If you never played Mischief Makers you’re doing yourself, no, the world, an injustice. It was a 2D platformer with certain 3D elements to it. Incredibly quirky and fun, it was the perfect game to come out for the N64 and do
something different. While everything was 3D, this came out with influence from the 2D generation. However you can still see Mischief Makers completely using the 3D capabilities of the system. In this game, you’re Marina, a robot girl of sorts. You use your jet pack boost to clear levels while shaking the crap out of random enemies while being unsure of what the hell they are. Well that’s not fair, I simply never paid attention to the story line. But that’s because the gameplay alone sufficed. Being a platformer, there are puzzle elements. Some of them even test your vertigo threshold. I’ll be honest and say that as a kid most of my time was spent taking part in the Olympics levels and carrying random baby Clancers around for no reason whatsoever.

I understand why this may never get a sequel. It’s different (albeit a good, weird, happy, colorful different) and would only succeed in Japan. It pretty much encompassed “Japan Weirdness.” I loved it. The first one didn’t get enough attention even though it’s honestly one of my favorite games on the Nintendo 64. The game’s got its own cult following though. It’s filled with people that will gladly set their ringtone to, “shake shake!” Writing this now has me incredibly sad that a sequel will never be made. Going off to play it again and cry. Shake shake.

 

 

 

 

In my opinion, I think the first person action game Breakdown for the original Xbox deserves a sequel. At the time, it was one of the few games I finished because it had a compelling sci-fi/supernatural story that was entirely gripping from start to finish. It would be great to see a next-gen title that had improved fighting mechanics and an equally impressive storyline. I’m not above admitting that I would pay full retail price for a remastered version of the original; that’s how much I want to see a sequel made.


A series that hasn’t gotten the respect it deserves and definitely needs a reboot is the Earthworm Jim series. The originals on the Sega systems were proverbial gold, but Earthworm Jim 3D on Nintendo 64 didn’t feel like an EWJ game at all. It lacked the humor, style, and most importantly, the fun that the early games were known for.
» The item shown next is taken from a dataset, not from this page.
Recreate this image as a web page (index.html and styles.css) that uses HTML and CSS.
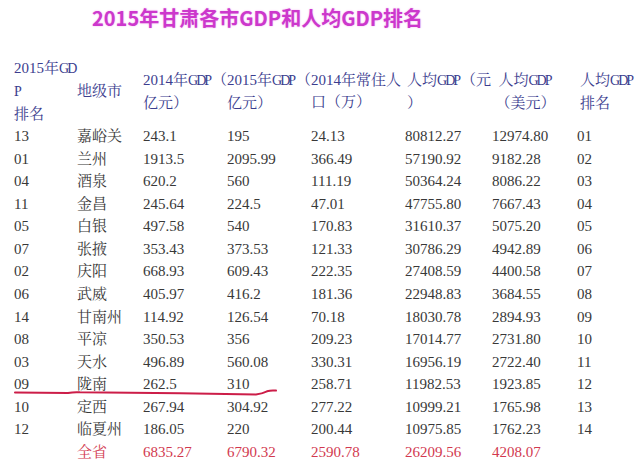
FILE: index.html
```html
<!DOCTYPE html>
<html lang="zh-CN">
<head>
<meta charset="utf-8">
<title>2015年甘肃各市GDP和人均GDP排名</title>
<link rel="stylesheet" href="styles.css">
</head>
<body>
<div class="page">
  <h1 class="title">2015年甘肃各市GDP和人均GDP排名</h1>
  <div class="table">
    <div class="row head">
      <div class="c c1">2015年<span class="g">GD</span><br><span class="g">P</span><br>排名</div>
      <div class="c c2">地级市</div>
      <div class="c c3">2014年<span class="g">GDP</span>（<br>亿元）</div>
      <div class="c c4">2015年<span class="g">GDP</span>（<br>亿元）</div>
      <div class="c c5">2014年常住人<br>口（万）</div>
      <div class="c c6">人均<span class="g">GDP</span>（元<br>）</div>
      <div class="c c7">人均<span class="g">GDP</span><br>（美元）</div>
      <div class="c c8">人均<span class="g">GDP</span><br>排名</div>
    </div>
    <div class="row"><div class="c">13</div><div class="c">嘉峪关</div><div class="c">243.1</div><div class="c">195</div><div class="c">24.13</div><div class="c">80812.27</div><div class="c">12974.80</div><div class="c">01</div></div>
    <div class="row"><div class="c">01</div><div class="c">兰州</div><div class="c">1913.5</div><div class="c">2095.99</div><div class="c">366.49</div><div class="c">57190.92</div><div class="c">9182.28</div><div class="c">02</div></div>
    <div class="row"><div class="c">04</div><div class="c">酒泉</div><div class="c">620.2</div><div class="c">560</div><div class="c">111.19</div><div class="c">50364.24</div><div class="c">8086.22</div><div class="c">03</div></div>
    <div class="row"><div class="c">11</div><div class="c">金昌</div><div class="c">245.64</div><div class="c">224.5</div><div class="c">47.01</div><div class="c">47755.80</div><div class="c">7667.43</div><div class="c">04</div></div>
    <div class="row"><div class="c">05</div><div class="c">白银</div><div class="c">497.58</div><div class="c">540</div><div class="c">170.83</div><div class="c">31610.37</div><div class="c">5075.20</div><div class="c">05</div></div>
    <div class="row"><div class="c">07</div><div class="c">张掖</div><div class="c">353.43</div><div class="c">373.53</div><div class="c">121.33</div><div class="c">30786.29</div><div class="c">4942.89</div><div class="c">06</div></div>
    <div class="row"><div class="c">02</div><div class="c">庆阳</div><div class="c">668.93</div><div class="c">609.43</div><div class="c">222.35</div><div class="c">27408.59</div><div class="c">4400.58</div><div class="c">07</div></div>
    <div class="row"><div class="c">06</div><div class="c">武威</div><div class="c">405.97</div><div class="c">416.2</div><div class="c">181.36</div><div class="c">22948.83</div><div class="c">3684.55</div><div class="c">08</div></div>
    <div class="row"><div class="c">14</div><div class="c">甘南州</div><div class="c">114.92</div><div class="c">126.54</div><div class="c">70.18</div><div class="c">18030.78</div><div class="c">2894.93</div><div class="c">09</div></div>
    <div class="row"><div class="c">08</div><div class="c">平凉</div><div class="c">350.53</div><div class="c">356</div><div class="c">209.23</div><div class="c">17014.77</div><div class="c">2731.80</div><div class="c">10</div></div>
    <div class="row"><div class="c">03</div><div class="c">天水</div><div class="c">496.89</div><div class="c">560.08</div><div class="c">330.31</div><div class="c">16956.19</div><div class="c">2722.40</div><div class="c">11</div></div>
    <div class="row"><div class="c">09</div><div class="c">陇南</div><div class="c">262.5</div><div class="c">310</div><div class="c">258.71</div><div class="c">11982.53</div><div class="c">1923.85</div><div class="c">12</div></div>
    <div class="row"><div class="c">10</div><div class="c">定西</div><div class="c">267.94</div><div class="c">304.92</div><div class="c">277.22</div><div class="c">10999.21</div><div class="c">1765.98</div><div class="c">13</div></div>
    <div class="row"><div class="c">12</div><div class="c">临夏州</div><div class="c">186.05</div><div class="c">220</div><div class="c">200.44</div><div class="c">10975.85</div><div class="c">1762.23</div><div class="c">14</div></div>
    <div class="row total"><div class="c"></div><div class="c">全省</div><div class="c">6835.27</div><div class="c">6790.32</div><div class="c">2590.78</div><div class="c">26209.56</div><div class="c">4208.07</div><div class="c"></div></div>
  </div>
  <svg class="mark" width="640" height="469" viewBox="0 0 640 469" aria-hidden="true">
    <path d="M15 392.5 L68 393 Q74 391.8 80 392.3 L180 393.2 L256 394.5 Q262 393.6 267 391.3 Q271 390 276 390.6" fill="none" stroke="#cc1d48" stroke-width="2" stroke-linecap="round"/>
  </svg>
</div>
</body>
</html>
```

FILE: styles.css
```css
html, body {
  margin: 0;
  padding: 0;
  background: #ffffff;
}

.page {
  position: relative;
  width: 640px;
  height: 469px;
  overflow: hidden;
}

.title {
  margin: 0;
  padding-left: 92px;
  height: 57px;
  line-height: 36px;
  font-family: "Noto Sans CJK SC", "Noto Sans", sans-serif;
  font-size: 20px;
  font-weight: 700;
  color: #cc38cc;
  text-shadow: 0 0 2px #f3b0f0;
  white-space: nowrap;
}

.table {
  padding-left: 14px;
  font-family: "Liberation Serif", "Noto Serif CJK SC", "Noto Sans CJK SC", serif;
  font-size: 15px;
  color: #383838;
}

.row {
  display: grid;
  grid-template-columns: 63px 66px 84px 84px 94px 87px 85px 1fr;
  height: 22.57px;
  line-height: 22.57px;
  white-space: nowrap;
}

.row.head {
  height: 68px;
  line-height: 22px;
  color: #3b3d8e;
  align-items: center;
}

.g {
  font-size: 14px;
  letter-spacing: -2px;
  margin-right: 2px;
}

.row.total {
  color: #d2394f;
}

.c6 {
  padding-left: 2px;
}

.c7 {
  text-align: center;
  padding-right: 18px;
}

.c8 {
  padding-left: 3px;
}

.mark {
  position: absolute;
  left: 0;
  top: 0;
  pointer-events: none;
}
```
I think that if a game like Rayman Origins can get enough support behind it, developed, and bring back everything fans loved about the originals, there should be nothing stopping a new developer from doing the same with my personal hero. I don’t think Sega would have a problem with it, either.

 

I don’t really like sequels. If you can’t finish a story in one playthrough, the game isn’t really complete. For this reason, I’m always hesitant about things like Assassin’s Creed III or Final Fantasy XIII-2. Reboots likewise are always tricky in that recreating a game breaks many of the things that made the original special.

I would only task a special game with something like this. Segagaga was a Japanese Dreamcast title that tasked you with bringing Sega back from the sad shadow of its former self. It’s entirely built around self-referential humor and is as brilliant as it is crazy. Part RPG, part simulation, it uses a great deal of Sega’s past to provide fan service to the most die hard of Sega fans.
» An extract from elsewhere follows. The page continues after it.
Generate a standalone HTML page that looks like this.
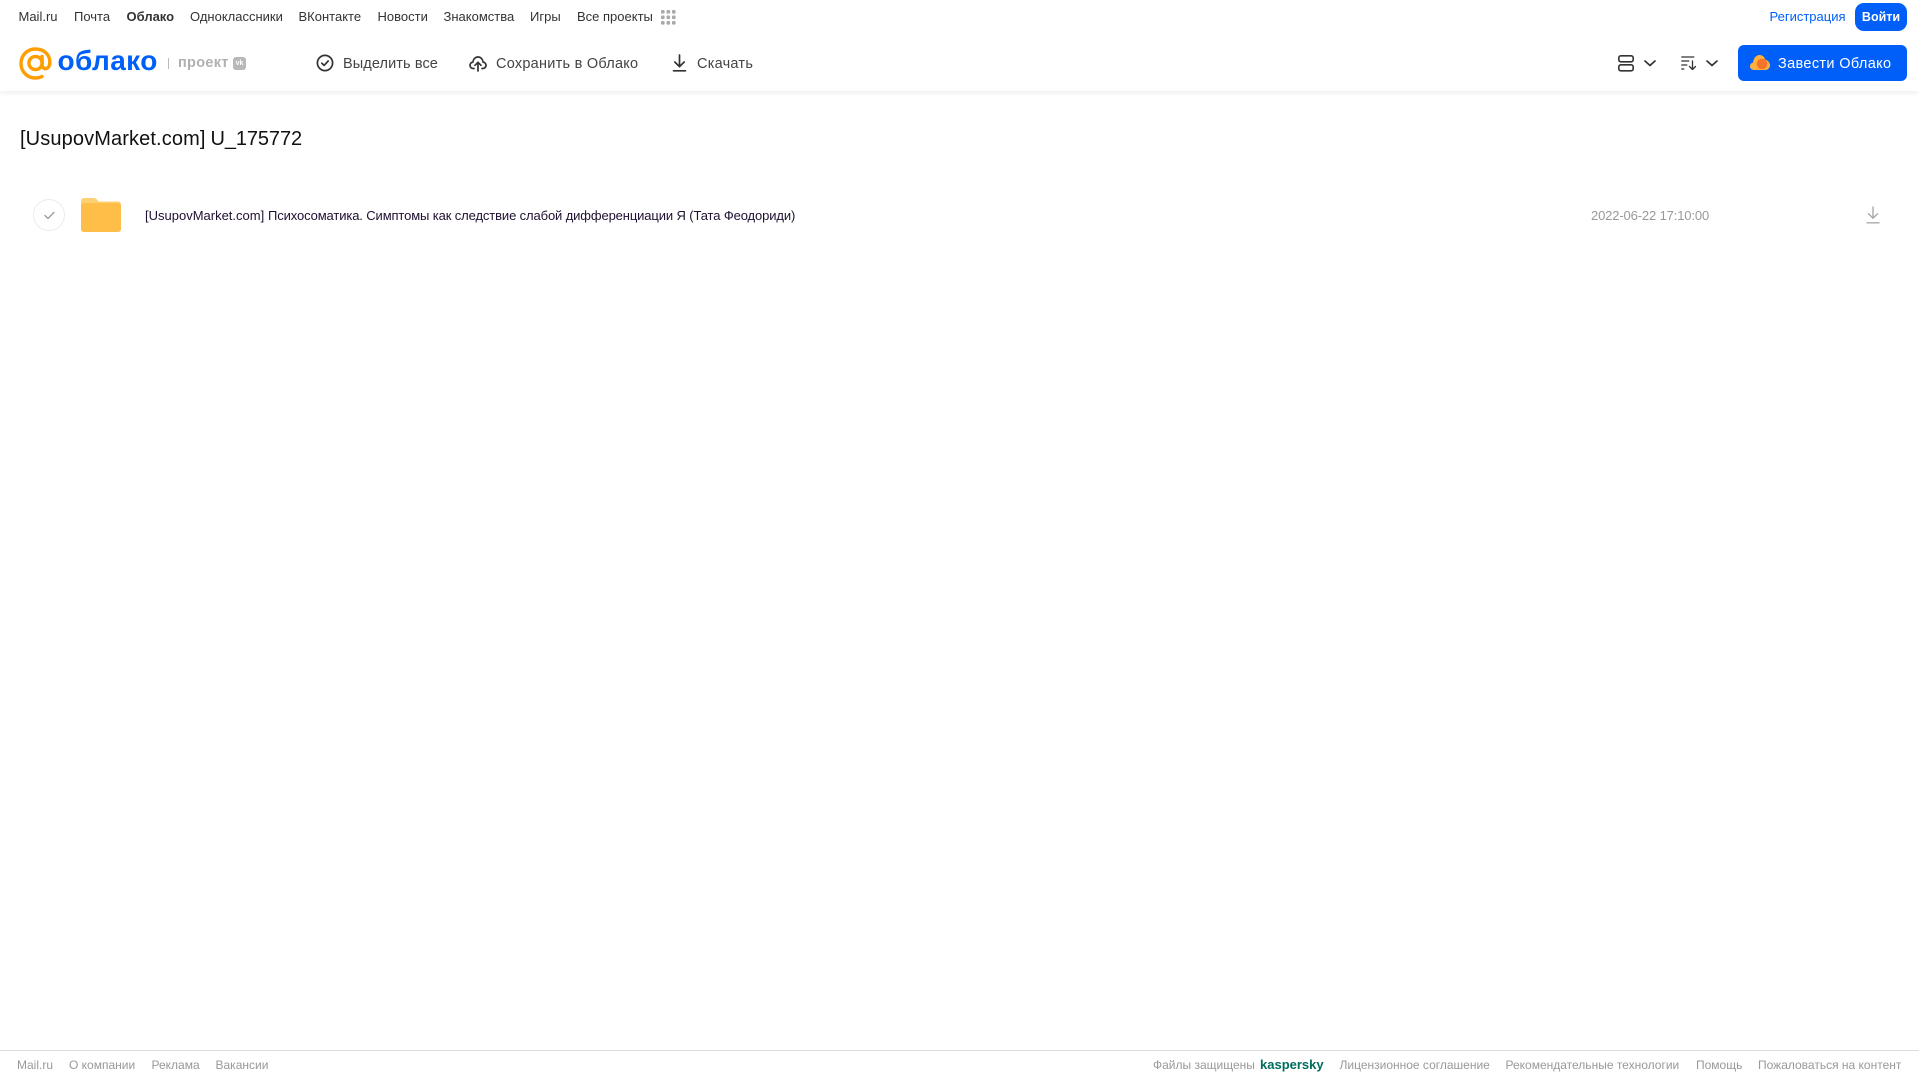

It’s something that sadly doesn’t get made these days and I would love to see somebody come along and spruce up the rough parts to give us something brilliant. I’ll take a reboot of Segagaga or even a sequel, since it never came over to us in the first place.

 

 

 

 

Capcom vs. SNK- I’ve probably played more Capcom vs. SNK 2 than any other game. Total game time had to be in the hundreds of hours. The crossover between the two companies is organic and natural, while providing plenty of differences between the two universes. Wrap it all in the shell of a Capcom-style fighting game with all sorts of

different drive systems from both companies and you’ve got one hell of a game. CvS2 still holds up amazingly, but I don’t think it’s asking too much for a sequel now that Street Fighter X Tekken is out in the wild. Sure, the roster will probably take a hit like MvC’s did, but it’s worth it just to see these two great universes collide again.